Previously, when campus dining halls closed, students would order delivery from off-campus restaurants. However, late last year UMass began keeping several dining facilities open late for on-campus deliveries of pizza, wings and other popular late-night snacks. To compete with outside restaurants, the university priced its offerings slightly lower than its competitors and hired students to make the deliveries on foot.
“It’s been very successful,” Toong said. “At the end of the day, if you can provide good-quality products, good services, sustainability, a student will buy from you.”
To further meet students’ desire to grab a bite wherever they happen to be, UMass is in the process of rolling out its first food truck. When it hits the road this September, the truck will serve yet-to-be-announced cuisine at rotating locations around campus from noon into the wee hours of the morning.
Up-and-coming trends
While healthful, sustainable and convenient are the foodservice buzzwords on most college campuses, foodservice directors point to others that are gaining traction:
Authenticity. Whether it’s because they grew up in the age of the Food Network or have the world at their fingertips via online devices, college students possess a high level of culinary literacy and an expectation of authenticity. They know authentic food, especially ethnic foods, and how it should look and taste. They won’t settle for imitations, and they’ll let foodservice providers — and their thousands of Facebook friends — know exactly what they think when an item is not real.

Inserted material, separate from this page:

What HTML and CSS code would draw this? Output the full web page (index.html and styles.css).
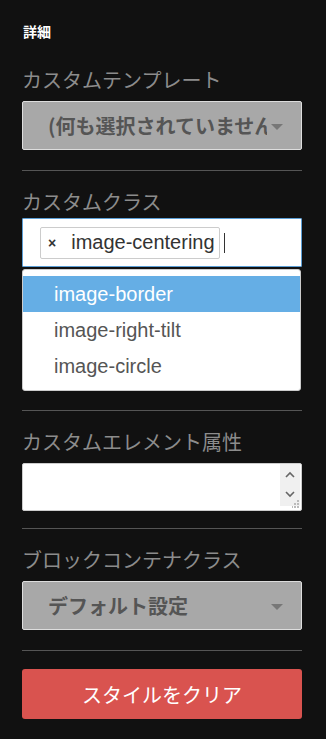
FILE: index.html
```html
<!DOCTYPE html>
<html lang="ja">
<head>
<meta charset="utf-8">
<link rel="stylesheet" href="styles.css">
</head>
<body>
<div class="panel">
  <div class="heading">詳細</div>

  <section class="field first">
    <div class="label">カスタムテンプレート</div>
    <div class="select"><span class="select-text">(何も選択されていません)</span><span class="caret"></span></div>
  </section>

  <hr class="divider">

  <section class="field field-tags">
    <div class="label label-tight">カスタムクラス</div>
    <div class="tag-input">
      <span class="tag"><span class="tag-x">×</span>image-centering</span>
      <span class="cursor"></span>
    </div>
    <div class="under"></div>
    <ul class="dropdown">
      <li class="opt active">image-border</li>
      <li class="opt">image-right-tilt</li>
      <li class="opt">image-circle</li>
    </ul>
  </section>

  <hr class="divider">

  <section class="field">
    <div class="label">カスタムエレメント属性</div>
    <div class="textarea">
      <div class="spin">
        <svg class="spin-icon" width="12" height="40" viewBox="0 0 12 40">
          <path d="M2 13 L6 9 L10 13" fill="none" stroke="#666" stroke-width="1.6"/>
          <path d="M2 28 L6 32 L10 28" fill="none" stroke="#666" stroke-width="1.6"/>
        </svg>
        <svg class="grip" width="8" height="8" viewBox="0 0 8 8">
          <rect x="5" y="0" width="2" height="2" fill="#bbb"/>
          <rect x="2" y="3" width="2" height="2" fill="#bbb"/>
          <rect x="5" y="3" width="2" height="2" fill="#bbb"/>
          <rect x="-1" y="6" width="2" height="2" fill="#bbb"/>
          <rect x="2" y="6" width="2" height="2" fill="#bbb"/>
          <rect x="5" y="6" width="2" height="2" fill="#bbb"/>
        </svg>
      </div>
    </div>
  </section>

  <hr class="divider">

  <section class="field">
    <div class="label">ブロックコンテナクラス</div>
    <div class="select"><span class="select-text">デフォルト設定</span><span class="caret"></span></div>
  </section>

  <hr class="divider last">

  <button class="clear-btn">スタイルをクリア</button>
</div>
</body>
</html>
```

FILE: styles.css
```css
html, body {
  margin: 0;
  padding: 0;
  background: #111111;
}

.panel {
  width: 280px;
  padding: 21px 24px 0 22px;
  font-family: "Noto Sans CJK JP", "Liberation Sans", sans-serif;
}

.heading {
  color: #ffffff;
  font-weight: bold;
  font-size: 14px;
  line-height: 20px;
  margin-left: 1px;
}

.field {
  display: flex;
  flex-direction: column;
}

.field.first {
  margin-top: 25px;
}

.label {
  color: #8c8c8c;
  font-size: 20px;
  line-height: 28px;
  margin-bottom: 7px;
  white-space: nowrap;
}

.label.label-tight {
  margin-bottom: 2px;
}

.select {
  box-sizing: border-box;
  height: 49px;
  background: #a8a8a8;
  border: 1px solid #dddddd;
  border-radius: 2px;
  display: flex;
  align-items: center;
  padding: 0 18px 0 25px;
  gap: 4px;
}

.select-text {
  flex: 1;
  min-width: 0;
  overflow: hidden;
  white-space: nowrap;
  color: #555555;
  font-weight: bold;
  font-size: 20px;
  line-height: 28px;
}

.caret {
  flex: none;
  width: 0;
  height: 0;
  border-left: 6px solid transparent;
  border-right: 6px solid transparent;
  border-top: 6px solid #777777;
  margin-top: 2px;
}

.divider {
  border: 0;
  border-top: 1px solid #555555;
  margin: 20px 0 17px;
  height: 0;
}

.divider.last {
  margin-bottom: 18px;
}

.field-tags {
  position: relative;
}

.tag-input {
  box-sizing: border-box;
  height: 49px;
  background: #ffffff;
  border: 1px solid #5c9fd6;
  border-radius: 1px;
  display: flex;
  align-items: center;
  padding: 0 0 0 17px;
  gap: 4px;
}

.tag {
  box-sizing: border-box;
  height: 32px;
  display: flex;
  align-items: center;
  border: 1px solid #cccccc;
  border-radius: 2px;
  padding: 0 4px 0 7px;
  font-family: "Liberation Sans", Arial, sans-serif;
  font-size: 20px;
  color: #333333;
}

.tag-x {
  font-size: 14px;
  font-weight: bold;
  color: #333;
  margin-right: 15px;
}

.cursor {
  width: 1px;
  height: 20px;
  background: #333;
}

.under {
  height: 123px;
}

.dropdown {
  position: absolute;
  left: 0;
  right: 1px;
  top: 81px;
  margin: 0;
  padding: 6px 0;
  list-style: none;
  background: #ffffff;
  border: 1px solid #cccccc;
  border-radius: 3px;
}

.opt {
  height: 36px;
  line-height: 36px;
  padding-left: 31px;
  font-family: "Liberation Sans", Arial, sans-serif;
  font-size: 20px;
  color: #555555;
}

.opt.active {
  background: #65aee5;
  color: #ffffff;
}

.textarea {
  box-sizing: border-box;
  height: 48px;
  margin-bottom: -3px;
  background: #ffffff;
  border: 1px solid #cccccc;
  border-radius: 2px;
  display: flex;
  justify-content: flex-end;
}

.spin {
  width: 20px;
  height: 42px;
  margin: 0 1px 0 0;
  background: #f0f0f0;
  position: relative;
  display: flex;
  justify-content: center;
}

.grip {
  position: absolute;
  right: 0;
  bottom: -2px;
}

.clear-btn {
  display: block;
  width: 280px;
  height: 50px;
  border: 0;
  border-radius: 3px;
  background: #d9534f;
  color: #ffffff;
  font-family: "Noto Sans CJK JP", sans-serif;
  font-size: 20px;
  padding: 0;
}
```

Self-imposed dietary restrictions. From nut free to gluten free, more and more students are declaring that they have dietary limitations. They expect foodservice operators to understand their restrictions and offer options that meet their individual needs.
Flexitarianism. Influenced by such trends as eating better and more-sustainable living, a growing number of students are following the flexitarian diet, meaning they are largely vegetarian, yet occasionally consume meat. They want more vegetarian options, but expect those options to be more full-flavored, complex and satisfying than traditional vegetarian offerings such as pasta or veggie plates.